The room could not follow all the details and Brian offered to write
it down.

A couple of definitions of route leaks were discussed, but there was
no general consensus in the room regarding a precise definition for a
route leak.

Using existing communities might catch the stub customer case, but not
others.  As many of these situations seem to be need an update to be
restricted in propagation, use of the as-hop limit was considered.
That however did not match the scenarios.  Use of RPSL, or something
as expressive as RPSL, was mentioned.

The following were discussed:

- Modify BGP to carry information for the detection of route leaks in
the protocol and modify the protocol behavior to respond. Then use
BGPSEC signatures to protect the new capability.
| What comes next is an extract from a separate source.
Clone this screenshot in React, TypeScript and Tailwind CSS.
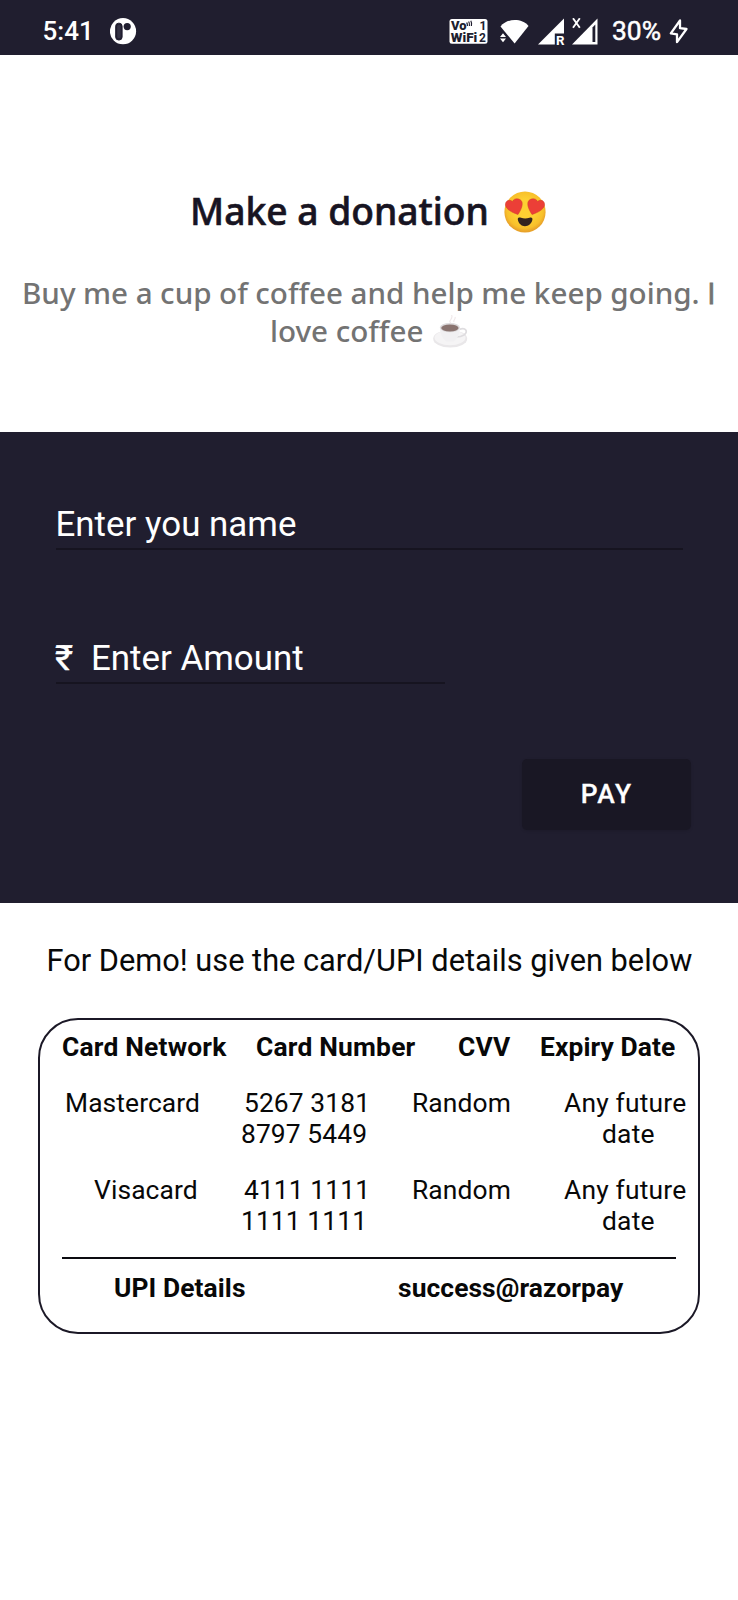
import React from "react";

function StatusBar() {
  return (
    <header className="flex h-[54.500px] items-start bg-[#201e2f] pt-[16px] pl-[42.500px] text-white">
      <span className="w-[67.500px] whitespace-nowrap text-[26px] leading-[30px] font-medium">5:41</span>
      <svg className="mt-[2px] h-[27px] w-[27px]" viewBox="0 0 27 27">
        <circle cx="13" cy="13.2" r="13.1" fill="#fff" />
        <rect x="5.7" y="5.2" width="6.4" height="16.8" rx="3" fill="#201e2f" stroke="#201e2f" />
        <rect x="7.2" y="6.7" width="3.4" height="13.6" rx="1.6" fill="#343244" />
        <circle cx="17.2" cy="8.6" r="3.6" fill="#201e2f" />
      </svg>
      <svg className="mt-[2px] ml-[312px] h-[28px] w-[39px]" viewBox="0 0 39 28">
        <rect x="0.5" y="1" width="38" height="24.8" rx="2.5" fill="#fff" />
        <g fill="#201e2f" fontFamily="Roboto, sans-serif" fontWeight="900">
          <text x="2" y="12.4" fontSize="12" textLength="15.5" lengthAdjust="spacingAndGlyphs">Vo</text>
          <text x="1.8" y="24.2" fontSize="12" textLength="26.5" lengthAdjust="spacingAndGlyphs">WiFi</text>
          <text x="30.5" y="12.4" fontSize="12" fontWeight="700">1</text>
          <text x="30" y="24.2" fontSize="12" fontWeight="700">2</text>
        </g>
        <path d="M17.600 4.500q1 1.200 .8 3.500M19.600 3.500q1.200 1.600 .8 4.500M21.800 2.800q1.200 2 .6 5.200" stroke="#201e2f" strokeWidth="1.200" fill="none" />
      </svg>
      <svg className="mt-[2px] ml-[11px] h-[28px] w-[30px]" viewBox="0 0 30 28" fill="#fff">
        <path d="M1.500 8.500C8 0 23 0 29.500 8L15.600 25.500Z" />
        <path d="M1 19l3-3.700 3 3.700zM1 20.600h6l-3 3.700z" />
      </svg>
      <svg className="mt-[2px] ml-[9px] h-[28px] w-[27px]" viewBox="0 0 27 28">
        <path d="M0 26.500L26 .500V15.500H16.800V26.500Z" fill="#fff" />
        <text x="18" y="26.500" fontSize="13.500" fontWeight="700" fontFamily="Roboto, sans-serif" fill="#fff" textLength="8.500" lengthAdjust="spacingAndGlyphs">R</text>
      </svg>
      <svg className="mt-[2px] ml-[7px] h-[28px] w-[26px]" viewBox="0 0 26 28">
        <path d="M0 26.500L25.500 .500V26.500Z" fill="#fff" />
        <path d="M20.500 9.500L23.300 6.500V24H20.500Z" fill="#201e2f" />
        <path d="M1 .3L7.800 9.800M7.800 .3L1 9.800" stroke="#fff" strokeWidth="1.900" />
      </svg>
      <span className="ml-[14px] w-[57px] whitespace-nowrap text-[26.400px] leading-[30px] [-webkit-text-stroke:0.500px_white]">30%</span>
      <svg className="mt-[2px] h-[28px] w-[20px]" viewBox="0 0 20 28">
        <path d="M11 2.500L1.800 15.300L8 16.300L8 24.200L17.500 11L11 10.200Z" fill="none" stroke="#fff" strokeWidth="2.300" strokeLinejoin="round" />
      </svg>
    </header>
  );
}

function HeartEyes() {
  return (
    <svg className="mt-[12px] ml-[14.500px] h-[42px] w-[42px] shrink-0" viewBox="0 0 42 42">
      <defs>
        <radialGradient id="face" cx="50%" cy="45%" r="52%">
          <stop offset="0.500" stopColor="#fdd032" />
          <stop offset="0.850" stopColor="#f8c02b" />
          <stop offset="1" stopColor="#e9a32a" />
        </radialGradient>
      </defs>
      <circle cx="21" cy="21" r="20.600" fill="url(#face)" />
      <g fill="#ec3f37" stroke="#cf3a2b" strokeWidth="0.500">
        <path d="M14 23.500C8 21.500 2.500 18.500 1.500 14.500C.8 10 5 7.800 8.500 10.500C10 6.500 16.500 7 18 11C19 15 16.500 19.500 14 23.500Z" />
        <path d="M28 23.500C34 21.500 39.500 18.500 40.500 14.500C41.200 10 37 7.800 33.500 10.500C32 6.500 25.500 7 24 11C23 15 25.500 19.500 28 23.500Z" />
      </g>
      <path d="M13.800 28.500C13.500 26.500 15.500 26.300 17 26.800Q21 28 25.500 26.800C27.500 26.300 28.700 26.800 28.400 28.800C27.500 33 24.500 35.200 21 35.200S14.500 32.500 13.800 28.500Z" fill="#33241f" />
    </svg>
  );
}

function CoffeeCup() {
  return (
    <svg className="mt-[3px] ml-[11px] h-[34px] w-[35px] shrink-0" viewBox="0 0 35 34">
      <ellipse cx="17.200" cy="23.800" rx="17" ry="8.800" fill="#e9e7e9" />
      <ellipse cx="17" cy="22.800" rx="15.500" ry="7.400" fill="#f5f4f5" />
      <path d="M26 14.500C33 11.500 35.500 17 31 20C28.500 21.500 25.500 22 24 22" fill="none" stroke="#dedcdf" strokeWidth="1.700" />
      <path d="M7 13C7 19 10 24.500 13.500 26.500H20.500C24.500 24 26.800 19 26.800 13Z" fill="#f1f0f2" />
      <ellipse cx="16.900" cy="12.600" rx="10" ry="4.700" fill="#dddbdd" />
      <ellipse cx="16.900" cy="13" rx="8.700" ry="3.500" fill="#8a7470" />
      <path d="M18 8C14 6 21 4 18.500 0M21 7C20 5 23 4 22 2" fill="none" stroke="#f0e9eb" strokeWidth="1.200" />
    </svg>
  );
}

function Intro() {
  return (
    <section className="h-[377px] pt-[124px] font-['Noto_Sans',sans-serif]">
      <h1 className="flex h-[64px] pl-[190px] text-[#171422]">
        <span className="w-[299px] whitespace-nowrap text-[37.200px] leading-[64px] font-medium [-webkit-text-stroke:0.600px_#171422]">Make a donation</span>
        <HeartEyes />
      </h1>
      <div className="mt-[31px] text-[29.600px] leading-[38px] font-medium text-[#737373]">
        <p className="pl-[22px] whitespace-nowrap [word-spacing:-0.150px]">
          Buy me a cup of coffee and help me keep going. <span className="font-['Open_Sans',sans-serif] leading-none [-webkit-text-stroke:0.900px_#737373]">I</span>
        </p>
        <p className="flex pl-[270px]">
          <span className="w-[152px] whitespace-nowrap">love coffee</span>
          <CoffeeCup />
        </p>
      </div>
    </section>
  );
}

function DonationForm() {
  return (
    <form className="flex h-[471px] flex-col items-start bg-[#201e2f] pt-[71.500px] pl-[56px] text-[34.900px] text-white">
      <div className="h-[47px] w-[626.500px] border-b-2 border-[#161420] leading-[43px] whitespace-nowrap -indent-[0.500px]">Enter you name</div>
      <div className="mt-[87px] flex h-[47px] w-[389px] border-b-2 border-[#161420] leading-[43px] whitespace-nowrap">
        <span className="-ml-px w-[36px] [-webkit-text-stroke:0.400px_white]">₹</span>
        <span>Enter Amount</span>
      </div>
      <button type="button" className="mt-[75px] ml-[465.500px] h-[71px] w-[169.500px] rounded-[5px] bg-[#191724] pl-px text-[26.400px] leading-[71px] font-medium tracking-[1.700px] shadow-[0_1px_3px_rgba(0,0,0,0.12)] [-webkit-text-stroke:0.300px_white]">PAY</button>
    </form>
  );
}

function CardRow({ name, inset, first, second }: { name: string; inset: string; first: string; second: string }) {
  return (
    <div className="grid h-[87px] grid-cols-[174px_169px_150px_130px] pl-[24px] tracking-[0.100px] whitespace-nowrap">
      <span className={inset}>{name}</span>
      <div className="pl-[3px]">
        <div className="pl-[3px]">{first}</div>
        <div>{second}</div>
      </div>
      <span className="pl-[5px]">Random</span>
      <div className="w-[126px] pl-[7px] tracking-[0.200px]">
        <div>Any future</div>
        <div className="pl-[38px]">date</div>
      </div>
    </div>
  );
}

function DemoDetails() {
  return (
    <section className="flex flex-col items-start pt-[38.500px] text-[#080808]">
      <p className="pl-[46.500px] text-[30.750px] leading-[40px] whitespace-nowrap">For Demo! use the card/UPI details given below</p>
      <div className="mt-[37px] ml-[38px] h-[315.500px] w-[662px] rounded-[40px] border-2 border-[#1b1826] text-[26.400px] leading-[31px]">
        <div className="flex pt-[12px] font-bold tracking-[0.200px] whitespace-nowrap">
          <span className="ml-[22px] w-[194px]">Card Network</span>
          <span className="w-[202px]">Card Number</span>
          <span className="w-[82px]">CVV</span>
          <span className="tracking-[0.100px]">Expiry Date</span>
        </div>
        <div className="h-[194px] pt-[25px]">
          <CardRow name="Mastercard" inset="pl-px" first="5267 3181" second="8797 5449" />
          <CardRow name="Visacard" inset="pl-[30px]" first="4111 1111" second="1111 1111" />
        </div>
        <div className="ml-[22px] h-[2px] w-[614px] bg-[#0c0b10]" />
        <div className="flex pt-[14px] font-bold tracking-[0.080px] whitespace-nowrap">
          <span className="ml-[74px] w-[284px]">UPI Details</span>
          <span>success@razorpay</span>
        </div>
      </div>
    </section>
  );
}

export default function App() {
  return (
    <main className="h-[1600px] w-[738px] overflow-hidden bg-white font-[Roboto,sans-serif]">
      <StatusBar />
      <Intro />
      <DonationForm />
      <DemoDetails />
    </main>
  );
}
- Modify BGPSec security mechanisms to include some sort of route
leak semantics.

- Leave the protocol alone, and encourage mechanisms for detection
that will work with peripherals like the routing database.


Sean Turner presented some thoughts on Route leaks:

He quoted some possible definitions of route leaks.
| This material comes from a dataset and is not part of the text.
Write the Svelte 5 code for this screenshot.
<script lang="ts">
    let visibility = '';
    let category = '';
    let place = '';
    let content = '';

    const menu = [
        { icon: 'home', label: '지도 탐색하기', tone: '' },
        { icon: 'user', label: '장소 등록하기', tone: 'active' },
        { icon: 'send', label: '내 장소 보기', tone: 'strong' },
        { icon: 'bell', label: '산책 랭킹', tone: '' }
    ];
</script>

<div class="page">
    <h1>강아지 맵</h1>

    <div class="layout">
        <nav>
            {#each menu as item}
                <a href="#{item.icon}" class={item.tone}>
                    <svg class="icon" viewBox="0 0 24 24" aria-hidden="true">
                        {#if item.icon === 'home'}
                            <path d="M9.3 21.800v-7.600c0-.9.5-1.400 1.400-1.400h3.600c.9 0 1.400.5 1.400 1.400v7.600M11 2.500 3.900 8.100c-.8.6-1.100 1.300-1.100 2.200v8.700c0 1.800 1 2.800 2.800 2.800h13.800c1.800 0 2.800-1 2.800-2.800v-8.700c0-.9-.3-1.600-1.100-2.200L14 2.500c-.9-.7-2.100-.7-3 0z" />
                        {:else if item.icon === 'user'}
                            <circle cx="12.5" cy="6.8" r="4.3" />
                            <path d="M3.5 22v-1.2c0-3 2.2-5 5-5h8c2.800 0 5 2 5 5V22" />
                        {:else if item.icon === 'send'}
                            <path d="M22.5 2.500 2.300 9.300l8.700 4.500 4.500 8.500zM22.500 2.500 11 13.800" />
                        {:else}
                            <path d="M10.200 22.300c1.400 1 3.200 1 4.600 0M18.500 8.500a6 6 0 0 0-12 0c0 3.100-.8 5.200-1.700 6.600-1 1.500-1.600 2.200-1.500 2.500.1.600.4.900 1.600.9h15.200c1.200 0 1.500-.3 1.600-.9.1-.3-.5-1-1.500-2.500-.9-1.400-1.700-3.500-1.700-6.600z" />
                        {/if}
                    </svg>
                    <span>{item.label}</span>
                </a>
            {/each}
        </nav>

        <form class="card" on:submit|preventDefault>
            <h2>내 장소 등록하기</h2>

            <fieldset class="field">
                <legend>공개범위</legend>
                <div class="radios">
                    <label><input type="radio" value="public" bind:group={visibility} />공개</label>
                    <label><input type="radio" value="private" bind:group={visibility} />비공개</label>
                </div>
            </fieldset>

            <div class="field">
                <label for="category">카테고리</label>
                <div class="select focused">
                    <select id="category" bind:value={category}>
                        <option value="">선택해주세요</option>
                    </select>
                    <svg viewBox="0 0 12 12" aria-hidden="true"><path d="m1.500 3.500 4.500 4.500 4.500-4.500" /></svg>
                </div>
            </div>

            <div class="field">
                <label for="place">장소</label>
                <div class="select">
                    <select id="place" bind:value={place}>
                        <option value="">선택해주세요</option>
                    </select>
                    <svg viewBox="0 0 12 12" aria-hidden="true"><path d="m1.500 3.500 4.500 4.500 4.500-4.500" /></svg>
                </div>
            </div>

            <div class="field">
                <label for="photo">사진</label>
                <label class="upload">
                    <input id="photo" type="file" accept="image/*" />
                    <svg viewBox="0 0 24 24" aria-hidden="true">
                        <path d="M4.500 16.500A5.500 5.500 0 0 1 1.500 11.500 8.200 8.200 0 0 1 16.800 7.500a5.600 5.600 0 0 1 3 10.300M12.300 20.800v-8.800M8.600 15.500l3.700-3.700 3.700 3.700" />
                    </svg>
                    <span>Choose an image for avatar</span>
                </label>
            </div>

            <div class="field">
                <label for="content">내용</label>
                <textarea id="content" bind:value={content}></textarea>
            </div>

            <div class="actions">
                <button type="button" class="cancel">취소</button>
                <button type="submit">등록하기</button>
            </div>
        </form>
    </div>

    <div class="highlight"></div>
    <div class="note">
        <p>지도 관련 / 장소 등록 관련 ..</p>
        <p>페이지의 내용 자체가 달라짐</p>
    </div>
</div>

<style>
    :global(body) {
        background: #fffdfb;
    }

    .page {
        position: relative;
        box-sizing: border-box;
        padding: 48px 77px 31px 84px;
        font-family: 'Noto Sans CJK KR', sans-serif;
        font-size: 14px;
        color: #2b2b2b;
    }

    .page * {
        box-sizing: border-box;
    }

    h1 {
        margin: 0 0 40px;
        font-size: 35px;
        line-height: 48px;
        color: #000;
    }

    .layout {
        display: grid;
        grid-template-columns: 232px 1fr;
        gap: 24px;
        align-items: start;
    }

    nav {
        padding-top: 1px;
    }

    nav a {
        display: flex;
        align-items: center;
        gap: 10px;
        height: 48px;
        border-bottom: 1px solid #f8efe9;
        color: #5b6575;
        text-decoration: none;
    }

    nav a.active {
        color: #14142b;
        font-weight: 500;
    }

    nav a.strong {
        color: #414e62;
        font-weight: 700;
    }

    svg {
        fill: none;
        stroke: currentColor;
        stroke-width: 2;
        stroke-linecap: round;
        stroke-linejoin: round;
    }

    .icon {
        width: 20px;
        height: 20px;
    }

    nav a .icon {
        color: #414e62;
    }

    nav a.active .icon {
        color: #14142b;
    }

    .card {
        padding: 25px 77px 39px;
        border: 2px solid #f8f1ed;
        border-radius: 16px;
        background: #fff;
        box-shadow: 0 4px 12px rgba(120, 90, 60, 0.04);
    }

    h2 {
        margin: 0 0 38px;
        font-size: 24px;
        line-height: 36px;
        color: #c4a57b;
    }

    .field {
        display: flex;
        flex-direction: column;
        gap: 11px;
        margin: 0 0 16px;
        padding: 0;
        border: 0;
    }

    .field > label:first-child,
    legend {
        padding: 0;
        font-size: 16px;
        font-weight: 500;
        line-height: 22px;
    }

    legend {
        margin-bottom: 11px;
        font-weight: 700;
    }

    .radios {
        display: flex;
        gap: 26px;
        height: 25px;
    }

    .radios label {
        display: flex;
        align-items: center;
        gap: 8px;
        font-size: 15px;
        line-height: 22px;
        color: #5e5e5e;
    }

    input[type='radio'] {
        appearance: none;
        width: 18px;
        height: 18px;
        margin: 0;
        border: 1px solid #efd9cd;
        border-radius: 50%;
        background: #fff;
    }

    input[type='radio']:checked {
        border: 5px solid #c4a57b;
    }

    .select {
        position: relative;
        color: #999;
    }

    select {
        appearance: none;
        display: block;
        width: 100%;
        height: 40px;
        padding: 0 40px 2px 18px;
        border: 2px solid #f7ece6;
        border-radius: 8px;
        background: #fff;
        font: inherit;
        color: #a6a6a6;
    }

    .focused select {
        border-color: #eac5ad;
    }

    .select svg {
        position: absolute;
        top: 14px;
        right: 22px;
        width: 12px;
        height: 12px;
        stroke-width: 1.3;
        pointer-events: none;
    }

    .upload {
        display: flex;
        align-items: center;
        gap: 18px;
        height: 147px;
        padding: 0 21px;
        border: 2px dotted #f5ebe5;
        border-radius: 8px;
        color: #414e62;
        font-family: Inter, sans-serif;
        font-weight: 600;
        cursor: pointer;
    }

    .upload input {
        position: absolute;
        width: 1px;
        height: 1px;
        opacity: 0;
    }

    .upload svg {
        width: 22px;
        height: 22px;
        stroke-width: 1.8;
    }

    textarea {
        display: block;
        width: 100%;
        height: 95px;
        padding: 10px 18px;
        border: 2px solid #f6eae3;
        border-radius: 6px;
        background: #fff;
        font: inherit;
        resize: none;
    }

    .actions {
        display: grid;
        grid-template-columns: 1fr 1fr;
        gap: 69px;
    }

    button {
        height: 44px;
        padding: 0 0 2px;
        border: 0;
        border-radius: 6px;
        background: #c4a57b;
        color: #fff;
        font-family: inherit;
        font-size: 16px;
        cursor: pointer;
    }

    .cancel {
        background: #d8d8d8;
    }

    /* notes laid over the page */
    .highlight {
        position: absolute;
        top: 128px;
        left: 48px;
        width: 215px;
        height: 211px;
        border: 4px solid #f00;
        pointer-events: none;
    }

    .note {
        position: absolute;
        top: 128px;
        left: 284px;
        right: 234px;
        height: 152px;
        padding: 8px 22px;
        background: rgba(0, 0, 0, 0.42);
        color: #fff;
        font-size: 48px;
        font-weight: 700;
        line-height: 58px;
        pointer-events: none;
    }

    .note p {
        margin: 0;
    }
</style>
He opened the discussion to whether route leak detection should be
solved in BGP or BGPSec.

From the BGP viewpoint, thwarting attacks is BGPSec's problem.  From
the BGPSec viewpoint, BGPSEC cannot change the semantics of BGP but
only secure BGP semantics. General opinion was in agreement with Russ
Housley, who stated that in past efforts he found that adding new
semantics/features to a security protocol instead of the protocol
being secured was the wrong choice.  He and many agreed felt that this
problem should be presented to the IDR wg, which is where BGP is being
maintained.

The final consensus was that a statement of the problem should be
worked out in the SIDR mailing list and sent to IDR for their
consideration.  Joint work with IDR to design security protections for
any new feature design work they take on is likely.